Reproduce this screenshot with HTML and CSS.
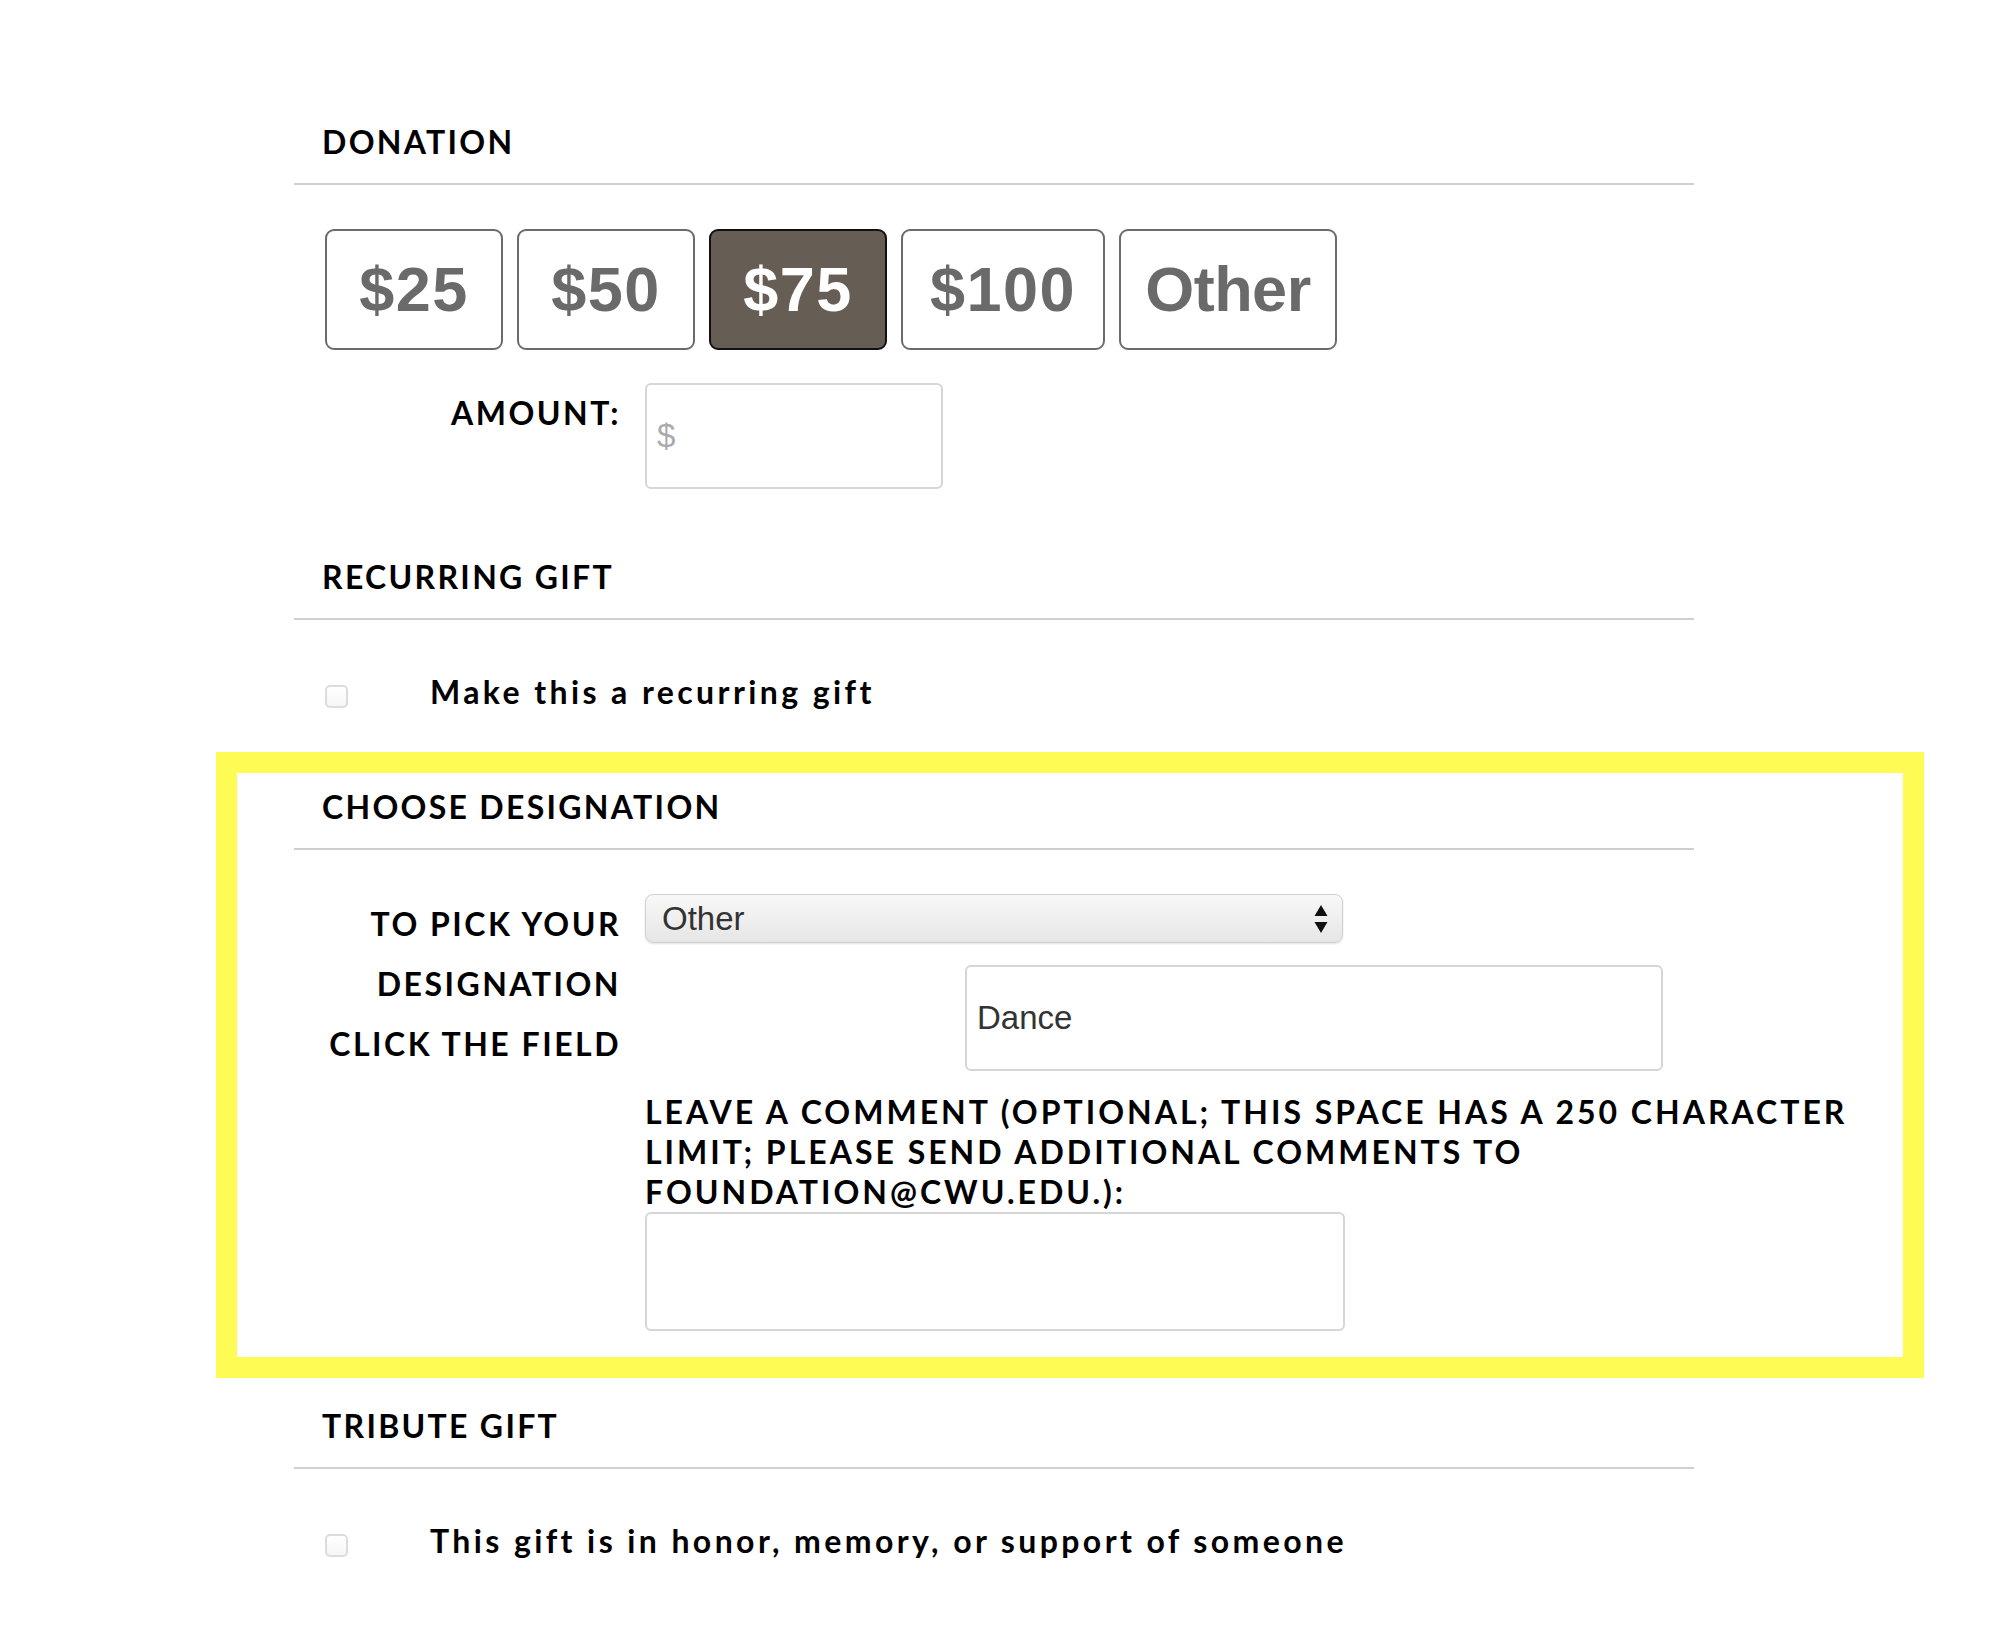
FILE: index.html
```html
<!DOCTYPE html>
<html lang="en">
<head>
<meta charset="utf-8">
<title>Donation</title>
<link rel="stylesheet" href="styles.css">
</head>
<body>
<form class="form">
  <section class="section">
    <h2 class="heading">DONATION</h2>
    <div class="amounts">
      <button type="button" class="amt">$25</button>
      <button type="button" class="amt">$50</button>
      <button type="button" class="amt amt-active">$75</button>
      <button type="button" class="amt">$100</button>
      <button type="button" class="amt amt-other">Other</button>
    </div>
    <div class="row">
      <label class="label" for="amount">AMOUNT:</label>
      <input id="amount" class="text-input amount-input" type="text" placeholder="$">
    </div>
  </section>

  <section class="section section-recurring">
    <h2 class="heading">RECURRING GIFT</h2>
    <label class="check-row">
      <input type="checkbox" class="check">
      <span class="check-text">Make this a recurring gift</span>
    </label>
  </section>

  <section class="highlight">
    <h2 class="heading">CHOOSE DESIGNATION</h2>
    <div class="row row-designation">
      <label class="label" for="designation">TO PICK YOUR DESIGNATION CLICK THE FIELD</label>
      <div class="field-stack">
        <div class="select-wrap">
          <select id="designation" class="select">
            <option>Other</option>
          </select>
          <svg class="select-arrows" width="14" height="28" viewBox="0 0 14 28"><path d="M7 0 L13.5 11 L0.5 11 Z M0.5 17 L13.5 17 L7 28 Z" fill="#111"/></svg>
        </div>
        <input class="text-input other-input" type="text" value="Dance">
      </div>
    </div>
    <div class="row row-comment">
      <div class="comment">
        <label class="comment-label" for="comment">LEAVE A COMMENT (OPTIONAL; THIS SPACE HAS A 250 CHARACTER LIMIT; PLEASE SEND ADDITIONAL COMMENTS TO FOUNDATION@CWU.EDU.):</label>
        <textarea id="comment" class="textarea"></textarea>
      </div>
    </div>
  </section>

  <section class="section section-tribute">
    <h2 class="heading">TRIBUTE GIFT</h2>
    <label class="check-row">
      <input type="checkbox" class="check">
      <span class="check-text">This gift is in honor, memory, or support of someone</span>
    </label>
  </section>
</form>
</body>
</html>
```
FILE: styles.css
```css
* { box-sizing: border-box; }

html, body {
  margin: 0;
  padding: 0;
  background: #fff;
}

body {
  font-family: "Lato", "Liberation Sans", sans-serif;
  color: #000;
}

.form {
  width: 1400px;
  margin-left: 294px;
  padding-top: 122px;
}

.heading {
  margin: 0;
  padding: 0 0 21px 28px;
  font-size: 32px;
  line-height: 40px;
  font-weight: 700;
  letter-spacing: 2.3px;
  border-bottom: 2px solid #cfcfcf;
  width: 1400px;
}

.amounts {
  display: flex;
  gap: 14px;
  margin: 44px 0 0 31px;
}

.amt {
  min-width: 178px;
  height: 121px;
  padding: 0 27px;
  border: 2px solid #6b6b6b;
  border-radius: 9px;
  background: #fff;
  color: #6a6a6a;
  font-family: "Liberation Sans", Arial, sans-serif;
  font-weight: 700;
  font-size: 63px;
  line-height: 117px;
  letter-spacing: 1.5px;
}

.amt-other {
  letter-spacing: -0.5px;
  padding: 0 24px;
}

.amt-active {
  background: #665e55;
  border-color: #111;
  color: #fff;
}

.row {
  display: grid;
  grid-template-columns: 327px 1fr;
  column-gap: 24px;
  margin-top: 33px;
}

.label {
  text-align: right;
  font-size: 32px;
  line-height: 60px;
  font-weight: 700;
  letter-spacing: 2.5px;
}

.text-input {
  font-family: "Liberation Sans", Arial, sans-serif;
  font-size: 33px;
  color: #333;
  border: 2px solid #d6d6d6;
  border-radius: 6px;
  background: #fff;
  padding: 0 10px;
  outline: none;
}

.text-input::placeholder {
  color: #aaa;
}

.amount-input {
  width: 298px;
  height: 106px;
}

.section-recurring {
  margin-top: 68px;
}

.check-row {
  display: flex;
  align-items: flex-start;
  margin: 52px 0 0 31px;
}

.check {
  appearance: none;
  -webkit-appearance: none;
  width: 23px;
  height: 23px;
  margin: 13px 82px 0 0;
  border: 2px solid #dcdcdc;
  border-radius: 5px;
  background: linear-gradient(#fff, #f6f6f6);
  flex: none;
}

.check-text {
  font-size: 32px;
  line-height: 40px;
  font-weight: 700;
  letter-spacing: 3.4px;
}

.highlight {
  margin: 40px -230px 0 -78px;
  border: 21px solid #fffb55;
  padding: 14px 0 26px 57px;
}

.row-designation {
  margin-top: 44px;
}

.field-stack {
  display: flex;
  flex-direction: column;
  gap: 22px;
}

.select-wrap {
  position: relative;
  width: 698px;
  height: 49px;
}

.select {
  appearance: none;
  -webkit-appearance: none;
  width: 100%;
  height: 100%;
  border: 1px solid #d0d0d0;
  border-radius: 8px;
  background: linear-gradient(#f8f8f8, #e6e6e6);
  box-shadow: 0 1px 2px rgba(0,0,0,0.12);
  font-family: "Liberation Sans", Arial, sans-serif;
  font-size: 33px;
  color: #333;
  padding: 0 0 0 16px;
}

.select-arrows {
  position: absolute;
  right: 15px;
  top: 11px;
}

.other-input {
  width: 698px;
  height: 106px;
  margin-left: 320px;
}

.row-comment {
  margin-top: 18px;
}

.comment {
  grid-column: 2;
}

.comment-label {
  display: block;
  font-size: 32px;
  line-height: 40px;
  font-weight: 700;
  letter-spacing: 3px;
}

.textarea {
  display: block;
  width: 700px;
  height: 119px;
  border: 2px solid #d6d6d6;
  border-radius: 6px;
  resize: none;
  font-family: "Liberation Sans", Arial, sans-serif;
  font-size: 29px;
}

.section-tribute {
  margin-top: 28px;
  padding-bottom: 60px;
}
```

* * *

Exercise objective
Repeat the material above word for word, please, apart from its images.

Finished answer
Reproduce this screenshot with HTML and CSS.
FILE: index.html
```html
<!DOCTYPE html>
<html lang="en">
<head>
<meta charset="utf-8">
<title>Donation</title>
<link rel="stylesheet" href="styles.css">
</head>
<body>
<form class="form">
  <section class="section">
    <h2 class="heading">DONATION</h2>
    <div class="amounts">
      <button type="button" class="amt">$25</button>
      <button type="button" class="amt">$50</button>
      <button type="button" class="amt amt-active">$75</button>
      <button type="button" class="amt">$100</button>
      <button type="button" class="amt amt-other">Other</button>
    </div>
    <div class="row">
      <label class="label" for="amount">AMOUNT:</label>
      <input id="amount" class="text-input amount-input" type="text" placeholder="$">
    </div>
  </section>

  <section class="section section-recurring">
    <h2 class="heading">RECURRING GIFT</h2>
    <label class="check-row">
      <input type="checkbox" class="check">
      <span class="check-text">Make this a recurring gift</span>
    </label>
  </section>

  <section class="highlight">
    <h2 class="heading">CHOOSE DESIGNATION</h2>
    <div class="row row-designation">
      <label class="label" for="designation">TO PICK YOUR DESIGNATION CLICK THE FIELD</label>
      <div class="field-stack">
        <div class="select-wrap">
          <select id="designation" class="select">
            <option>Other</option>
          </select>
          <svg class="select-arrows" width="14" height="28" viewBox="0 0 14 28"><path d="M7 0 L13.5 11 L0.5 11 Z M0.5 17 L13.5 17 L7 28 Z" fill="#111"/></svg>
        </div>
        <input class="text-input other-input" type="text" value="Dance">
      </div>
    </div>
    <div class="row row-comment">
      <div class="comment">
        <label class="comment-label" for="comment">LEAVE A COMMENT (OPTIONAL; THIS SPACE HAS A 250 CHARACTER LIMIT; PLEASE SEND ADDITIONAL COMMENTS TO FOUNDATION@CWU.EDU.):</label>
        <textarea id="comment" class="textarea"></textarea>
      </div>
    </div>
  </section>

  <section class="section section-tribute">
    <h2 class="heading">TRIBUTE GIFT</h2>
    <label class="check-row">
      <input type="checkbox" class="check">
      <span class="check-text">This gift is in honor, memory, or support of someone</span>
    </label>
  </section>
</form>
</body>
</html>
```
FILE: styles.css
```css
* { box-sizing: border-box; }

html, body {
  margin: 0;
  padding: 0;
  background: #fff;
}

body {
  font-family: "Lato", "Liberation Sans", sans-serif;
  color: #000;
}

.form {
  width: 1400px;
  margin-left: 294px;
  padding-top: 122px;
}

.heading {
  margin: 0;
  padding: 0 0 21px 28px;
  font-size: 32px;
  line-height: 40px;
  font-weight: 700;
  letter-spacing: 2.3px;
  border-bottom: 2px solid #cfcfcf;
  width: 1400px;
}

.amounts {
  display: flex;
  gap: 14px;
  margin: 44px 0 0 31px;
}

.amt {
  min-width: 178px;
  height: 121px;
  padding: 0 27px;
  border: 2px solid #6b6b6b;
  border-radius: 9px;
  background: #fff;
  color: #6a6a6a;
  font-family: "Liberation Sans", Arial, sans-serif;
  font-weight: 700;
  font-size: 63px;
  line-height: 117px;
  letter-spacing: 1.5px;
}

.amt-other {
  letter-spacing: -0.5px;
  padding: 0 24px;
}

.amt-active {
  background: #665e55;
  border-color: #111;
  color: #fff;
}

.row {
  display: grid;
  grid-template-columns: 327px 1fr;
  column-gap: 24px;
  margin-top: 33px;
}

.label {
  text-align: right;
  font-size: 32px;
  line-height: 60px;
  font-weight: 700;
  letter-spacing: 2.5px;
}

.text-input {
  font-family: "Liberation Sans", Arial, sans-serif;
  font-size: 33px;
  color: #333;
  border: 2px solid #d6d6d6;
  border-radius: 6px;
  background: #fff;
  padding: 0 10px;
  outline: none;
}

.text-input::placeholder {
  color: #aaa;
}

.amount-input {
  width: 298px;
  height: 106px;
}

.section-recurring {
  margin-top: 68px;
}

.check-row {
  display: flex;
  align-items: flex-start;
  margin: 52px 0 0 31px;
}

.check {
  appearance: none;
  -webkit-appearance: none;
  width: 23px;
  height: 23px;
  margin: 13px 82px 0 0;
  border: 2px solid #dcdcdc;
  border-radius: 5px;
  background: linear-gradient(#fff, #f6f6f6);
  flex: none;
}

.check-text {
  font-size: 32px;
  line-height: 40px;
  font-weight: 700;
  letter-spacing: 3.4px;
}

.highlight {
  margin: 40px -230px 0 -78px;
  border: 21px solid #fffb55;
  padding: 14px 0 26px 57px;
}

.row-designation {
  margin-top: 44px;
}

.field-stack {
  display: flex;
  flex-direction: column;
  gap: 22px;
}

.select-wrap {
  position: relative;
  width: 698px;
  height: 49px;
}

.select {
  appearance: none;
  -webkit-appearance: none;
  width: 100%;
  height: 100%;
  border: 1px solid #d0d0d0;
  border-radius: 8px;
  background: linear-gradient(#f8f8f8, #e6e6e6);
  box-shadow: 0 1px 2px rgba(0,0,0,0.12);
  font-family: "Liberation Sans", Arial, sans-serif;
  font-size: 33px;
  color: #333;
  padding: 0 0 0 16px;
}

.select-arrows {
  position: absolute;
  right: 15px;
  top: 11px;
}

.other-input {
  width: 698px;
  height: 106px;
  margin-left: 320px;
}

.row-comment {
  margin-top: 18px;
}

.comment {
  grid-column: 2;
}

.comment-label {
  display: block;
  font-size: 32px;
  line-height: 40px;
  font-weight: 700;
  letter-spacing: 3px;
}

.textarea {
  display: block;
  width: 700px;
  height: 119px;
  border: 2px solid #d6d6d6;
  border-radius: 6px;
  resize: none;
  font-family: "Liberation Sans", Arial, sans-serif;
  font-size: 29px;
}

.section-tribute {
  margin-top: 28px;
  padding-bottom: 60px;
}
```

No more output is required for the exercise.